Tiger Moths: Mother Nature’s Fortune Tellers
Source Newsroom: Wake Forest University
Newswise — (WINSTON-SALEM, NC, June 4, 2013) – When it comes to saving its own hide, the tiger moth can predict the future.
A new study by researchers at Wake Forest University shows Bertholdia trigona, a species of tiger moth found in the Arizona desert, can tell if an echo-locating bat is going to attack it well before the predator swoops in for the kill – making the intuitive, tiny-winged insect a master of self-preservation.
Predators in the night
A bat uses sonar to hunt at night. The small mammal emits a series of ultrasonic cries and listens carefully to the echoes that return. By determining how long it takes the sound to bounce back, the bat can figure out how far away its prey is.
Aaron Corcoran and William Conner of Wake Forest previously discovered Bertholdia trigona defends itself by jamming its predators' sonar. Conner, a professor of biology, said the tiger moth has a blister of cuticle on either side of its thorax called a tymbal. It flexes this structure to create a high-pitched, clicking sound.

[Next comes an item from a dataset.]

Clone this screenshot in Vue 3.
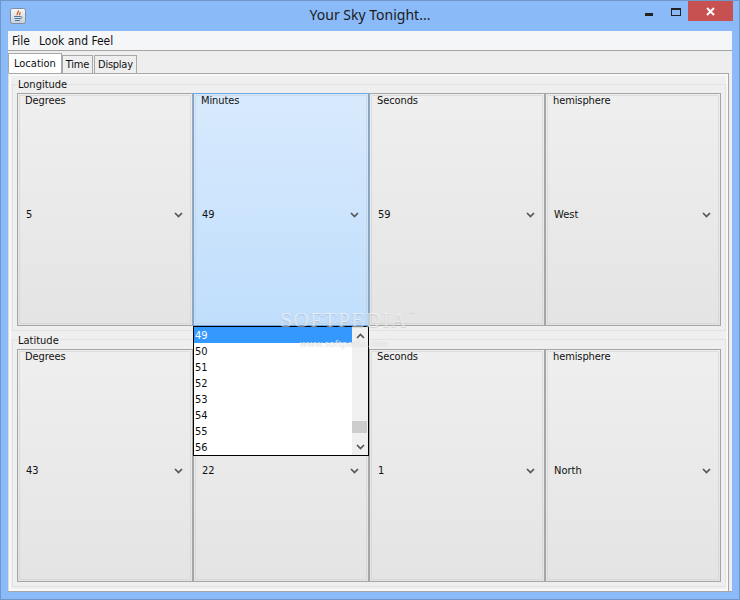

The moth emits more than 4,500 clicks per second right when the bat would normally attack, jamming its sonar.
"It is the only animal in the world we know of that can jam its predator's sonar," Conner said. "Bats and tiger moths are in the midst of an evolutionary arms race."
The new study published May 6 in the journal PLOS ONE, shows that tiger moths can tell when it is time to start clicking by listening for a telltale change in the repetition rate of the bat's cries and an increase in sound intensity. The combination of these two factors tells the moth that it has been targeted.
Conner's team used high-speed infrared cameras to create 3D maps of the flight paths of bats attacking tiger moths. They then used an ultrasonic microphone to measure the rate of bat cries and moth clicks.
Normally, a bat attack starts with relatively intermittent cries. As it gets closer to the moth, a bat increases the rate at which it produces cries —painting a clearer picture of the moth's location.
Conner's team found that soon after the bats detected and targeted their prey, moths increased their rate of clicking dramatically, causing the predators to veer off course. The sonar jamming works 93 percent of the time. When the tymbal is removed, Conner says the bat will catch the tiger moth 83 percent of the time.
He said this is the first quantitative study to show an animal can trigger defensive behaviors by measuring ultrasonic signals provided by predators during an attack.